[start]
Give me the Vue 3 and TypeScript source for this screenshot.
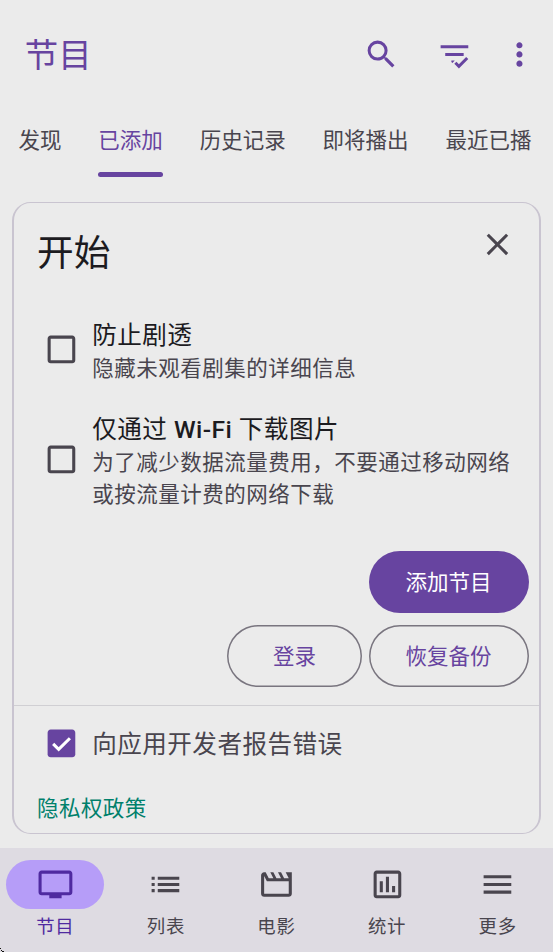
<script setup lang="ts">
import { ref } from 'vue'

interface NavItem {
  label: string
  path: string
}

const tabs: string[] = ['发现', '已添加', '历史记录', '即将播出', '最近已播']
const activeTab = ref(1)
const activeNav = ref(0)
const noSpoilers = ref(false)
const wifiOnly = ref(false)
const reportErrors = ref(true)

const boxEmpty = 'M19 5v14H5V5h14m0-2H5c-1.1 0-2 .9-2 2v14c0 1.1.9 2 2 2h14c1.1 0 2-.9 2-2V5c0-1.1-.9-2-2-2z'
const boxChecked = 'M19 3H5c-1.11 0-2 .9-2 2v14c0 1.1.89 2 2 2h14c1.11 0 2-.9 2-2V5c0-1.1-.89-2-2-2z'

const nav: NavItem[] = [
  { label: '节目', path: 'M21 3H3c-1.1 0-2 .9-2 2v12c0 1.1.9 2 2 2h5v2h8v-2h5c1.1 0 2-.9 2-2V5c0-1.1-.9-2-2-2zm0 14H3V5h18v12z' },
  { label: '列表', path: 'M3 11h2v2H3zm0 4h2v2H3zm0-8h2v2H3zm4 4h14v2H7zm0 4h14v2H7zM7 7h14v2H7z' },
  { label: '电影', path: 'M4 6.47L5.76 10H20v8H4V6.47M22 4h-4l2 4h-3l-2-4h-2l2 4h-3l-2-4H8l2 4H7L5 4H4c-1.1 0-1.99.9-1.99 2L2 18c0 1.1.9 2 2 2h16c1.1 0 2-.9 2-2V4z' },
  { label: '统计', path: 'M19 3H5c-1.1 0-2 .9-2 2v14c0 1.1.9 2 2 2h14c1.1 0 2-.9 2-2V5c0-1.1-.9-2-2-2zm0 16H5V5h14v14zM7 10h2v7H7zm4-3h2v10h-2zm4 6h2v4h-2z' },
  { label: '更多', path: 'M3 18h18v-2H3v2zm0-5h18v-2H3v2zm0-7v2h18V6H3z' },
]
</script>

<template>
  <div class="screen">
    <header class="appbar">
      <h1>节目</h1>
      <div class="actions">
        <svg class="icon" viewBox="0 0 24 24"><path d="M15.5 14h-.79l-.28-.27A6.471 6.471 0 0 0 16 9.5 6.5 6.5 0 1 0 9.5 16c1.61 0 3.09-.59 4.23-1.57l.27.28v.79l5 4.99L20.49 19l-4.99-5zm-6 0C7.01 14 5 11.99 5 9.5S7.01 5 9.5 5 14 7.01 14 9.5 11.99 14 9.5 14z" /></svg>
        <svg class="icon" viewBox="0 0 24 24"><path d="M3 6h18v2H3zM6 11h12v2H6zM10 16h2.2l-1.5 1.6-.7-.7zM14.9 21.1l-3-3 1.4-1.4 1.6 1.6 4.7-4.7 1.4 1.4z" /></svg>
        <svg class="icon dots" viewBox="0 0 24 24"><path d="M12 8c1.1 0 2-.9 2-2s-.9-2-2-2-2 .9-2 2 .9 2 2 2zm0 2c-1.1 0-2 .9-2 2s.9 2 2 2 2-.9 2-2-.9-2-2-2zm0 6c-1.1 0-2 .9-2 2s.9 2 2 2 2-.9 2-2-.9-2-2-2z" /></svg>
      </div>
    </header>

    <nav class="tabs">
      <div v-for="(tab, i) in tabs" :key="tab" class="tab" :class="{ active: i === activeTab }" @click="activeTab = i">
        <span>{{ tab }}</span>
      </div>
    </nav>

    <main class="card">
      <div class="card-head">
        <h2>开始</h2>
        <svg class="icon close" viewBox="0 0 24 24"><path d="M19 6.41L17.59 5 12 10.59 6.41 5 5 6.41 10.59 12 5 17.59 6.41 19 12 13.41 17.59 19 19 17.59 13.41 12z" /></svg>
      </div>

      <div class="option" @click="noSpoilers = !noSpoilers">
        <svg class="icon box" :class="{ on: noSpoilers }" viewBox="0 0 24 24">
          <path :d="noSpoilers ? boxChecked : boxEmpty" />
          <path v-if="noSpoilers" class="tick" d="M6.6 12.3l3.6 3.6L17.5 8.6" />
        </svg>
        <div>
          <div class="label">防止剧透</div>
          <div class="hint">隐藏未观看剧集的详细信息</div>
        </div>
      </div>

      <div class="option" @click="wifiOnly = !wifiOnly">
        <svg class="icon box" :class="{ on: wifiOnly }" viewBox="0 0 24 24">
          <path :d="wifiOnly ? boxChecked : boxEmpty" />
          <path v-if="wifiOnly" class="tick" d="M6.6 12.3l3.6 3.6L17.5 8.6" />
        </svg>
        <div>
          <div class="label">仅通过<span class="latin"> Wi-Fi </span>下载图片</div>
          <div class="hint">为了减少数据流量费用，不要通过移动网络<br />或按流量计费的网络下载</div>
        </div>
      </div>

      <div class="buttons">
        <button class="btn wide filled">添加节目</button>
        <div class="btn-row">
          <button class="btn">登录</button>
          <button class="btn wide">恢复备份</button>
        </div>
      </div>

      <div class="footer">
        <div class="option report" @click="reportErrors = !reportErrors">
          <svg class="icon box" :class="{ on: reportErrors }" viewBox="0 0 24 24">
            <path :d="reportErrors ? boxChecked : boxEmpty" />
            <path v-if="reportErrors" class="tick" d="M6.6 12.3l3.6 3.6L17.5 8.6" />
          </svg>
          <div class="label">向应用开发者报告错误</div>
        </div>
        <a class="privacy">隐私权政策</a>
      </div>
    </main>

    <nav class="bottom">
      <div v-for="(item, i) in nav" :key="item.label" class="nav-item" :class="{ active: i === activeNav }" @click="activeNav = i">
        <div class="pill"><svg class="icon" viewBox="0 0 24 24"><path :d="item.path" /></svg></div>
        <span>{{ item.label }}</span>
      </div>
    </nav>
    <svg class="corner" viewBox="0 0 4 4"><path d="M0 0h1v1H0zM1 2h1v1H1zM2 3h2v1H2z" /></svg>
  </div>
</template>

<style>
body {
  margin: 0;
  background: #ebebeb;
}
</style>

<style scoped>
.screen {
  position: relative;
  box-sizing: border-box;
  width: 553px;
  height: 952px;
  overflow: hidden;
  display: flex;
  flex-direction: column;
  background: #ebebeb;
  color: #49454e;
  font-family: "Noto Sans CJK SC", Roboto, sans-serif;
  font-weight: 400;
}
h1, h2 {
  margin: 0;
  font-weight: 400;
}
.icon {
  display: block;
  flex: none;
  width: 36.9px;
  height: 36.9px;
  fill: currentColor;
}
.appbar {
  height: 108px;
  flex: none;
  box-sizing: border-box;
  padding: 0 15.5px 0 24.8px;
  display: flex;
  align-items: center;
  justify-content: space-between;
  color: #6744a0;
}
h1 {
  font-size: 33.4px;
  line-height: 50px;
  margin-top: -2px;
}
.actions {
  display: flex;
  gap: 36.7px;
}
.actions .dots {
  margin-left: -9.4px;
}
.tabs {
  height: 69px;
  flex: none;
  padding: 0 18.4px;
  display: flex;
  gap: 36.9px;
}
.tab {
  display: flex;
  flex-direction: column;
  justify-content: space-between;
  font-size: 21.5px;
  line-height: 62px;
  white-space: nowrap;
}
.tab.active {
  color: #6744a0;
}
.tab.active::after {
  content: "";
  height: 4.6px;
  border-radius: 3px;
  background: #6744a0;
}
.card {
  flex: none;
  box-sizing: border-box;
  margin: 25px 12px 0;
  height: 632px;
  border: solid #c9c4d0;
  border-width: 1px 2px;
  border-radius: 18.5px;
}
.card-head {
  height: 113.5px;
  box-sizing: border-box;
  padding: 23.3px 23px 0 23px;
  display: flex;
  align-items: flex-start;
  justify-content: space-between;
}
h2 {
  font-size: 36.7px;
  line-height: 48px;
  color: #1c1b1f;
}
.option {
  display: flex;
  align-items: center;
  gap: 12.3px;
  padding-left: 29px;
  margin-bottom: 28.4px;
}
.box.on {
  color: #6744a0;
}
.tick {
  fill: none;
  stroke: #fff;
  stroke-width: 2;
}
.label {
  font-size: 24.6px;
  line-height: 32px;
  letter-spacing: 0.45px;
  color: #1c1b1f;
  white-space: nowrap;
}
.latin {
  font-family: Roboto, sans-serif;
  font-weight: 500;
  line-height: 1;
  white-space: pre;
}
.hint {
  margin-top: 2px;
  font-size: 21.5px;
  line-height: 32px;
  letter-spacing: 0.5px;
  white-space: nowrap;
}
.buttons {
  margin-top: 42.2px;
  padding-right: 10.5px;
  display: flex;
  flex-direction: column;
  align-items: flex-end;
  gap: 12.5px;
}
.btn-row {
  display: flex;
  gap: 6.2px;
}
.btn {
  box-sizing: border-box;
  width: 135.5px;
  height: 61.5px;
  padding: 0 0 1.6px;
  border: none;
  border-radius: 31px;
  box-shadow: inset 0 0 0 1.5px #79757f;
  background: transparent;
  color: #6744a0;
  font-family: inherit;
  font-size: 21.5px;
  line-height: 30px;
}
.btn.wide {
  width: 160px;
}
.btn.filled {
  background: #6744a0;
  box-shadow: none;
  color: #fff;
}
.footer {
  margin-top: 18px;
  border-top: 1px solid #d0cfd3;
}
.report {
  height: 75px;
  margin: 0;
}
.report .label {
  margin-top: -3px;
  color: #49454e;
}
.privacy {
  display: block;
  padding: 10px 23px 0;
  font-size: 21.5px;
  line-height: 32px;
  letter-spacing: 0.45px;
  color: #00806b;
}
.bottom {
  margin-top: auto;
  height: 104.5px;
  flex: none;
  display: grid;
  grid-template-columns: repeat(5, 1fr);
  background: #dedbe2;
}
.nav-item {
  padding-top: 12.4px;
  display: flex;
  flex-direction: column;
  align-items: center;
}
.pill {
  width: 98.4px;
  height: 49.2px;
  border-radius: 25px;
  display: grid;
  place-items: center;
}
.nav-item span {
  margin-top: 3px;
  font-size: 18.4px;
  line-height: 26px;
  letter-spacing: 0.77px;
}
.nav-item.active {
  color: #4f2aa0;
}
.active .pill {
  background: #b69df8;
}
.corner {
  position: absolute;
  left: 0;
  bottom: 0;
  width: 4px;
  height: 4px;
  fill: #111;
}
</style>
[end]
[start]
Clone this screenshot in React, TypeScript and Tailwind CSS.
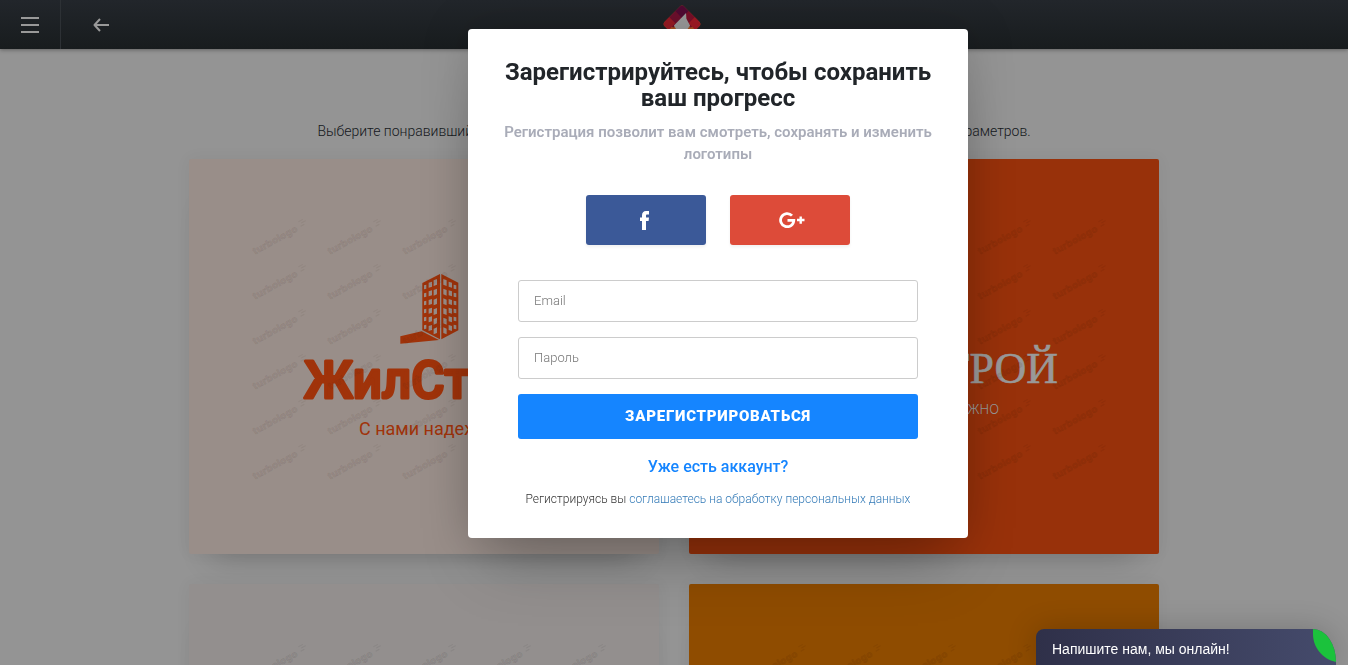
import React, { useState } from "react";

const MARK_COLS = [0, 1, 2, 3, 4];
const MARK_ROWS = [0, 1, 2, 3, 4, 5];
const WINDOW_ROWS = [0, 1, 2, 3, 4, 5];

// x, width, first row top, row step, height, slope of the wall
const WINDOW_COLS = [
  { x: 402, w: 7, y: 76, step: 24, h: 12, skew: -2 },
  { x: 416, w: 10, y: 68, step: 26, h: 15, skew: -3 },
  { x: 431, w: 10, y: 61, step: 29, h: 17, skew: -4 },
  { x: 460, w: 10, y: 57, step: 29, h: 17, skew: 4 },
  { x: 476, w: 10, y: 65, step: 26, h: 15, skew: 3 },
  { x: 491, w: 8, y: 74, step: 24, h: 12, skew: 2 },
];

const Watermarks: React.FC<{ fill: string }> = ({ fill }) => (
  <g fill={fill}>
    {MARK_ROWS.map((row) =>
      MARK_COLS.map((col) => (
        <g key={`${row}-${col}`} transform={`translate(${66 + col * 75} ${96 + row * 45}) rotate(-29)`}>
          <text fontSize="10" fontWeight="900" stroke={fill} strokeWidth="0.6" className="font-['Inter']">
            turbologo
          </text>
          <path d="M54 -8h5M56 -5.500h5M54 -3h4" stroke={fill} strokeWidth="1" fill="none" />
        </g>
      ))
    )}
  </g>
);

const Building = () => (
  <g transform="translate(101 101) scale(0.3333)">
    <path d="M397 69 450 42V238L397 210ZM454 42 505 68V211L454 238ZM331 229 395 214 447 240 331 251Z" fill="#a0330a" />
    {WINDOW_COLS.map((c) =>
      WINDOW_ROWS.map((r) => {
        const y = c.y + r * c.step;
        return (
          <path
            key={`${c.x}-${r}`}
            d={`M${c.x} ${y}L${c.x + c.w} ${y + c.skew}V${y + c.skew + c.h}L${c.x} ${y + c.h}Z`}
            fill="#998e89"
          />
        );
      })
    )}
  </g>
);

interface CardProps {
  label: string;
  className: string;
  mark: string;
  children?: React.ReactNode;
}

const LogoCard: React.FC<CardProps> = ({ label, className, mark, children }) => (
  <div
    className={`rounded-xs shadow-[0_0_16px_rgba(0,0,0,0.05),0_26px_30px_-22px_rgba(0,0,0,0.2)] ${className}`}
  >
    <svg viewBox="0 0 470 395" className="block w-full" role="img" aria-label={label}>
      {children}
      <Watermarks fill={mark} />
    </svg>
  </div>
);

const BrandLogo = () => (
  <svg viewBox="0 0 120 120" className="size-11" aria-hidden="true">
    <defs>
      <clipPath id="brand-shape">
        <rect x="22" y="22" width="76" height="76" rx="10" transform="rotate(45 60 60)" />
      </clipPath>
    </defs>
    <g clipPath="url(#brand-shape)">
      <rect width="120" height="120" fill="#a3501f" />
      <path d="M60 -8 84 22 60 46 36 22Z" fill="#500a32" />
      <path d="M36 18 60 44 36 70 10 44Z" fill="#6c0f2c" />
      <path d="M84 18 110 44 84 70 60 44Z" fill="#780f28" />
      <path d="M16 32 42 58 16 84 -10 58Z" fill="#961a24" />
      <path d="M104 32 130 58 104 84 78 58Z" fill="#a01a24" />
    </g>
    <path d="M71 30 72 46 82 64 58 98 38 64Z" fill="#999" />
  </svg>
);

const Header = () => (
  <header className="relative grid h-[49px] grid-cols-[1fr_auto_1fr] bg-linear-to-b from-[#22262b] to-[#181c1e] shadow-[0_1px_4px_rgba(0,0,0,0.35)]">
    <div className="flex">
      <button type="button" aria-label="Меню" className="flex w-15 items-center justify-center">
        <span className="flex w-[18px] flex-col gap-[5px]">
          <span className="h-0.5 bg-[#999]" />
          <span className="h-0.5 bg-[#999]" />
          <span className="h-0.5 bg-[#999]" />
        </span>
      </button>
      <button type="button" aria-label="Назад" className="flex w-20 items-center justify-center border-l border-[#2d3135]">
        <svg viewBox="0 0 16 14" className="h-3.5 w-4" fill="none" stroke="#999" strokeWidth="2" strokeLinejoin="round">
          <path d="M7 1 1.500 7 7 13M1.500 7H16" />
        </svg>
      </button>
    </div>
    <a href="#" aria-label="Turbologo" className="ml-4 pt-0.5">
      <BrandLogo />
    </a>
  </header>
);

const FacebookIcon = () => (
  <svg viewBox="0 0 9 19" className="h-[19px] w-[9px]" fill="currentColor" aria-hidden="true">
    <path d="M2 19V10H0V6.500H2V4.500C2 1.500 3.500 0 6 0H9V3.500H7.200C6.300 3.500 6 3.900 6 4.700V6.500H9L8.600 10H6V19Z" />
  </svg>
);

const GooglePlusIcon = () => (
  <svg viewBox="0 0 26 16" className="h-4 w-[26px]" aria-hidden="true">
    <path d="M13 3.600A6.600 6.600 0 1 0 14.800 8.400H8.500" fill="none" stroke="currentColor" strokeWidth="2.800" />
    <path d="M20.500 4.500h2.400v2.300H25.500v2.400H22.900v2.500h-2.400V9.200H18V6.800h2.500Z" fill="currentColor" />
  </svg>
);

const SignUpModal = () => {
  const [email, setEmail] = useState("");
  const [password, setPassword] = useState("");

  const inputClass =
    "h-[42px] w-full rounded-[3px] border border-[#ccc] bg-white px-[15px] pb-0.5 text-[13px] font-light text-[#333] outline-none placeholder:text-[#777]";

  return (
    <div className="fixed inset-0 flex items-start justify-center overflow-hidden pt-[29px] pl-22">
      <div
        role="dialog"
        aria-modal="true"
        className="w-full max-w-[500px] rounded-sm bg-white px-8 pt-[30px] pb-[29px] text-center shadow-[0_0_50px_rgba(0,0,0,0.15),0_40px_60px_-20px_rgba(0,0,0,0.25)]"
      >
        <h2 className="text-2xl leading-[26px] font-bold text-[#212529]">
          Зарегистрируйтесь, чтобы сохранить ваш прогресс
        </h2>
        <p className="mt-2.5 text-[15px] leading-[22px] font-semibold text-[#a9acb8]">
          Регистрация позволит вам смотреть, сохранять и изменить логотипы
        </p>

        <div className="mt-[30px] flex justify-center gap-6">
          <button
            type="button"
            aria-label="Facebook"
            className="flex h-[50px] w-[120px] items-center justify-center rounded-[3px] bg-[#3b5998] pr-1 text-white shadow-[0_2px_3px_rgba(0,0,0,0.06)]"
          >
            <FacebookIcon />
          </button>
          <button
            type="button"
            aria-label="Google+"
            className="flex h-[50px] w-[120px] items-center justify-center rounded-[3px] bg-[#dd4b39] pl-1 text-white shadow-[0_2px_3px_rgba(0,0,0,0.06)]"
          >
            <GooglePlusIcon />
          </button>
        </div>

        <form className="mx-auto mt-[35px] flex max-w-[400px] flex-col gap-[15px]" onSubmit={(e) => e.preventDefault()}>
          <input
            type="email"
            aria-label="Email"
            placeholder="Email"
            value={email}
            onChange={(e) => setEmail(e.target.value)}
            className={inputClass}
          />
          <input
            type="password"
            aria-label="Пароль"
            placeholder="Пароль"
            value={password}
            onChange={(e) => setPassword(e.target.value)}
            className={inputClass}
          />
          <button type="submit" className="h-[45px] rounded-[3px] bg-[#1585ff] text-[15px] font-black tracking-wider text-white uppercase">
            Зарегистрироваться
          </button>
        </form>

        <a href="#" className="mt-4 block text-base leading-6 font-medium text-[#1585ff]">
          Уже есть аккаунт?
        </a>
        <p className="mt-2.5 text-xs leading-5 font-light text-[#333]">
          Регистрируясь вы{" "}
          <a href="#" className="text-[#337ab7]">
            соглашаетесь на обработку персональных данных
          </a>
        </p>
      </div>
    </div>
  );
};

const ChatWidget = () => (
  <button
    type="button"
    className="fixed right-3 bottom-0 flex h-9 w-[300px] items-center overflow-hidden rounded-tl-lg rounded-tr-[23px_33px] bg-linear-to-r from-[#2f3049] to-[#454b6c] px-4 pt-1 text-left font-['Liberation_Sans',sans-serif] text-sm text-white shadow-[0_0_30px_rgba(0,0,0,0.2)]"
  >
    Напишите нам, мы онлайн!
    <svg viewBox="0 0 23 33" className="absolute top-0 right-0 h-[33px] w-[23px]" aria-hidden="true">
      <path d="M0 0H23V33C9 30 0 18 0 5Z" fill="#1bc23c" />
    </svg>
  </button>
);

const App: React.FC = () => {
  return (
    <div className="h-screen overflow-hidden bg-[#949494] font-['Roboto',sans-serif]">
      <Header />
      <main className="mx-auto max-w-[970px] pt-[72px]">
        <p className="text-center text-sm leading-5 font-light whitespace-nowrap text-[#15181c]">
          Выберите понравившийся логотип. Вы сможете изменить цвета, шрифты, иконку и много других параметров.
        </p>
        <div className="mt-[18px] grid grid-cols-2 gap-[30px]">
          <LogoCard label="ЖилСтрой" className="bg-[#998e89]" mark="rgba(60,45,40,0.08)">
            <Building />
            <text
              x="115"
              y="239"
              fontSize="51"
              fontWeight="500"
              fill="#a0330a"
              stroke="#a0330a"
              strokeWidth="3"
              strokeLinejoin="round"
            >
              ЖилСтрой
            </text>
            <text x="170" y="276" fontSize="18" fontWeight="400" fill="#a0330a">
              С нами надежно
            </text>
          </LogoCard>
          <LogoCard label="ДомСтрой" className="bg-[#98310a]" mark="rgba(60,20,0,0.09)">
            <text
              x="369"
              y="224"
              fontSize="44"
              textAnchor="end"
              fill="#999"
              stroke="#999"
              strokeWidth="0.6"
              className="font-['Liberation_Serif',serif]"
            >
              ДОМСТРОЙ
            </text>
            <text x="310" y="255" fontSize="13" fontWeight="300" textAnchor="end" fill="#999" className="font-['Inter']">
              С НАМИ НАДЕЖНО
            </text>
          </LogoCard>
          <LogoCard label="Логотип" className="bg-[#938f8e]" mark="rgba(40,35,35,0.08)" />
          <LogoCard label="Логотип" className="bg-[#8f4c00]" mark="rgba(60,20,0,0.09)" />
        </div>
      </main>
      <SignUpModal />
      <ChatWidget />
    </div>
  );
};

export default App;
[end]
Set down, without pictures, the lines between the line holding "Give me the" and the line holding "const boxChecked = 'M19", both inclusive.

Give me the Vue 3 and TypeScript source for this screenshot.
<script setup lang="ts">
import { ref } from 'vue'

interface NavItem {
  label: string
  path: string
}

const tabs: string[] = ['发现', '已添加', '历史记录', '即将播出', '最近已播']
const activeTab = ref(1)
const activeNav = ref(0)
const noSpoilers = ref(false)
const wifiOnly = ref(false)
const reportErrors = ref(true)

const boxEmpty = 'M19 5v14H5V5h14m0-2H5c-1.1 0-2 .9-2 2v14c0 1.1.9 2 2 2h14c1.1 0 2-.9 2-2V5c0-1.1-.9-2-2-2z'
const boxChecked = 'M19 3H5c-1.11 0-2 .9-2 2v14c0 1.1.89 2 2 2h14c1.11 0 2-.9 2-2V5c0-1.1-.89-2-2-2z'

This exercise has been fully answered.